Case review: Long v South African Breweries (Pty) Ltd and Others  ZACC 7
On 19 February 2019 the Constitutional Court handed down judgement in the case of Long v South African Breweries (Pty) Ltd and Others in which the Court unanimously rejected the applicant’s submission that employees are entitled to a pre-suspension hearing.
From 2008, Long was employed by SAB as a district manager. His responsibilities included ensuring that the company complied with all legal requirements in respect of its operation in the Border District, including requirements relating to licensing and maintaining a fleet of vehicles. In late 2012, Long was informed about irregularities regarding the vehicle fleet including fraudulent activities. An investigation revealed discrepancies in fleet records, also that vehicles and trailers were unlicensed and not roadworthy. In May 2013, a trailer was involved in a fatal accident. Shortly thereafter Long was advised that he was being investigated for dereliction of duties and gross negligence. He was placed on precautionary suspension to ensure that the investigation could proceed unhindered.
In August 2013, three months after being placed on suspension, Long was given notice to attend a disciplinary enquiry for allegations of gross dereliction of duties, gross negligence, dishonesty, derivative misconduct and bringing the company’s name into disrepute. The hearing commenced in late August. In October 2013, Long was found guilty of three of the allegations and was dismissed.
Long took the matter to the CCMA in two separate disputes. The first concerned his suspension pending disciplinary proceedings. The arbitrator held that his suspension amounted to an unfair labour practice because he had not been given a prior hearing and that the suspension was unreasonably long. As a result, Long was awarded two months’ compensation. In the second dispute relating to Long’s dismissal, the arbitrator found that the illegalities regarding the maintenance and registration of vehicles did not fall within his responsibility and ordered SAB to reinstate him.
On review, the Labour Court set aside both awards. Leave to appeal to the Labour Appeal Court was refused, but the Constitutional Court granted Long leave to appeal on the question of whether a pre-suspension hearing is required in the case of a precautionary suspension.

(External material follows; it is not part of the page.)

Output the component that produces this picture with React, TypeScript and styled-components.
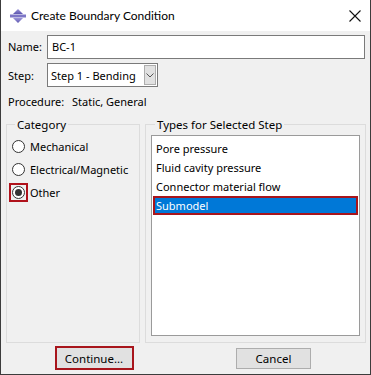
import React from 'react';
import styled, { createGlobalStyle } from 'styled-components';

const GlobalStyle = createGlobalStyle`
  html, body {
    margin: 0;
    padding: 0;
    background: #ffffff;
  }
  body {
    font-family: 'Noto Sans', 'Open Sans', sans-serif;
    font-size: 11px;
    color: #000;
  }
`;

const Window = styled.div`
  width: 371px;
  height: 375px;
  box-sizing: border-box;
  border: 1px solid #3c3c3c;
  border-top: none;
  background: #f0f0f0;
  display: flex;
  flex-direction: column;
`;

const TitleBar = styled.div`
  height: 31px;
  background: #ffffff;
  display: flex;
  align-items: center;
  padding: 0 9px 0 9px;
  gap: 5px;
`;

const Title = styled.span`
  flex: 1;
  font-family: 'Lato', 'Noto Sans', sans-serif;
  font-size: 12px;
`;

const Body = styled.div`
  flex: 1;
  display: flex;
  flex-direction: column;
  padding: 2px 5px 0 5px;
`;

const Row = styled.div<{ $h: number }>`
  display: flex;
  align-items: center;
  height: ${({ $h }) => $h}px;
  padding-left: 2px;
`;

const Label = styled.span<{ $w: number }>`
  width: ${({ $w }) => $w}px;
  flex-shrink: 0;
`;

const TextInput = styled.div`
  flex: 1;
  height: 24px;
  box-sizing: border-box;
  border: 1px solid #7a7a7a;
  background: #fff;
  display: flex;
  align-items: center;
  padding-left: 4px;
`;

const Select = styled.div`
  width: 111px;
  height: 24px;
  box-sizing: border-box;
  border: 1px solid #7a7a7a;
  background: #fff;
  display: flex;
  align-items: center;
  padding: 0 1px 0 3px;
`;

const SelectText = styled.span`
  flex: 1;
`;

const SelectArrow = styled.div`
  width: 12px;
  height: 20px;
  box-sizing: border-box;
  border: 1px solid #adadad;
  background: #e1e1e1;
  display: flex;
  align-items: center;
  justify-content: center;
`;

const Groups = styled.div`
  display: grid;
  grid-template-columns: 134px 221px;
  gap: 5px;
  margin-top: 5px;
  height: 226px;
`;

const Group = styled.fieldset<{ $pad: number }>`
  margin: 0;
  padding: 3px ${({ $pad }) => $pad}px 6px ${({ $pad }) => $pad}px;
  border: 1px solid #dcdcdc;
  min-width: 0;
  display: flex;
  flex-direction: column;
`;

const Legend = styled.legend`
  padding: 0 2px;
  margin-left: 4px;
  font-size: 11.5px;
`;

const RadioRow = styled.label`
  display: flex;
  align-items: center;
  height: 23px;
  gap: 5px;
  padding-left: 1px;
`;

const RadioWrap = styled.span<{ $marked?: boolean }>`
  width: 19px;
  height: 19px;
  box-sizing: border-box;
  margin-left: -3px;
  margin-right: -3px;
  display: flex;
  align-items: center;
  justify-content: center;
  border: 2px solid ${({ $marked }) => ($marked ? '#b0121b' : 'transparent')};
`;

const RadioCircle = styled.span<{ $on?: boolean }>`
  width: 13px;
  height: 13px;
  box-sizing: border-box;
  border-radius: 50%;
  border: 1px solid #333;
  background: #fff;
  display: flex;
  align-items: center;
  justify-content: center;
  &::after {
    content: '';
    display: ${({ $on }) => ($on ? 'block' : 'none')};
    width: 7px;
    height: 7px;
    border-radius: 50%;
    background: #333;
  }
`;

const ListBox = styled.div`
  flex: 1;
  border: 1px solid #9a9a9a;
  background: #fff;
  padding: 3px 1px;
  display: flex;
  flex-direction: column;
`;

const ListItem = styled.div<{ $selected?: boolean }>`
  height: 19px;
  box-sizing: border-box;
  display: flex;
  align-items: center;
  padding-left: ${({ $selected }) => ($selected ? '1px' : '3px')};
  background: ${({ $selected }) => ($selected ? '#0078d7' : 'transparent')};
  color: ${({ $selected }) => ($selected ? '#fff' : '#000')};
  border: ${({ $selected }) => ($selected ? '2px solid #a8151c' : 'none')};
`;

const Footer = styled.div`
  display: grid;
  grid-template-columns: 176px 1fr;
  align-items: center;
  height: 30px;
`;

const Button = styled.button<{ $marked?: boolean }>`
  justify-self: center;
  width: ${({ $marked }) => ($marked ? '79px' : '75px')};
  height: ${({ $marked }) => ($marked ? '24px' : '21px')};
  box-sizing: border-box;
  font-family: inherit;
  font-size: 11.5px;
  color: #000;
  background: #e1e1e1;
  border: ${({ $marked }) => ($marked ? '2px solid #a8151c' : '1px solid #adadad')};
  padding: 0;
`;

const TitleIcon = () => (
  <svg width="16" height="14" viewBox="0 0 16 14">
    <defs>
      <linearGradient id="g" x1="0" y1="0" x2="0" y2="1">
        <stop offset="0" stopColor="#9a94d8" />
        <stop offset="1" stopColor="#5e57b0" />
      </linearGradient>
    </defs>
    <path d="M8 0 L13 5 H3 Z" fill="url(#g)" />
    <rect x="0" y="5.5" width="16" height="3" fill="#7d76c6" />
    <path d="M3 9 H13 L8 14 Z" fill="url(#g)" />
  </svg>
);

const CloseIcon = () => (
  <svg width="12" height="12" viewBox="0 0 12 12">
    <path d="M0.5 0.5 L11.5 11.5 M11.5 0.5 L0.5 11.5" stroke="#111" strokeWidth="1.1" />
  </svg>
);

const Chevron = () => (
  <svg width="8" height="5" viewBox="0 0 8 5">
    <path d="M0.5 0.5 L4 4 L7.5 0.5" stroke="#555" fill="none" strokeWidth="1" />
  </svg>
);

const types = ['Pore pressure', 'Fluid cavity pressure', 'Connector material flow', 'Submodel'];

export default function App() {
  return (
    <>
      <GlobalStyle />
      <Window>
        <TitleBar>
          <TitleIcon />
          <Title>Create Boundary Condition</Title>
          <CloseIcon />
        </TitleBar>
        <Body>
          <Row $h={27}>
            <Label $w={39}>Name:</Label>
            <TextInput>BC-1</TextInput>
          </Row>
          <Row $h={30}>
            <Label $w={39}>Step:</Label>
            <Select>
              <SelectText>Step 1 - Bending</SelectText>
              <SelectArrow>
                <Chevron />
              </SelectArrow>
            </Select>
          </Row>
          <Row $h={22}>
            <Label $w={64}>Procedure:</Label>
            <span>Static, General</span>
          </Row>
          <Groups>
            <Group $pad={4}>
              <Legend>Category</Legend>
              <RadioRow>
                <RadioWrap><RadioCircle /></RadioWrap>
                Mechanical
              </RadioRow>
              <RadioRow>
                <RadioWrap><RadioCircle /></RadioWrap>
                Electrical/Magnetic
              </RadioRow>
              <RadioRow>
                <RadioWrap $marked><RadioCircle $on /></RadioWrap>
                Other
              </RadioRow>
            </Group>
            <Group $pad={5}>
              <Legend>Types for Selected Step</Legend>
              <ListBox>
                {types.map((t) => (
                  <ListItem key={t} $selected={t === 'Submodel'}>
                    {t}
                  </ListItem>
                ))}
              </ListBox>
            </Group>
          </Groups>
          <Footer>
            <Button $marked>Continue...</Button>
            <Button>Cancel</Button>
          </Footer>
        </Body>
      </Window>
    </>
  );
}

Regarding suspension, the Labour Court held that, where a suspension is precautionary and with full salary, there is no requirement that the employee be allowed to make representations. In the Constitutional Court, Long submitted that this finding went against existing case law and that the arbitrator’s finding that the length of the suspension was punitive meant that it was unfair.
The Court however held that when assessing whether a precautionary suspension is permissible, the presiding officer must determine whether there is a fair reason for the suspension and whether it prejudices the employee. But suspension for the purpose of an investigation is a fair reason, and where suspension is on full pay “cognisable prejudice will be ameliorated.” Even if the employee was not given an opportunity to make pre-suspension representations, under the circumstances, the suspension did not materially prejudice Long. As for the delay or length of the suspension, the court did not find it to be substantial.
Thus, the LRA’s requirements relating to fair disciplinary action do not apply when suspensions are instituted for precautionary as opposed to punitive reasons. As the Court summarised, “[w]here the suspension is precautionary and not punitive, there is no requirement to afford the employee an opportunity to make representations.”
This judgement is good news for employers as it will speed up the overall disciplinary process and does away with the need to deal with unnecessary suspension disputes.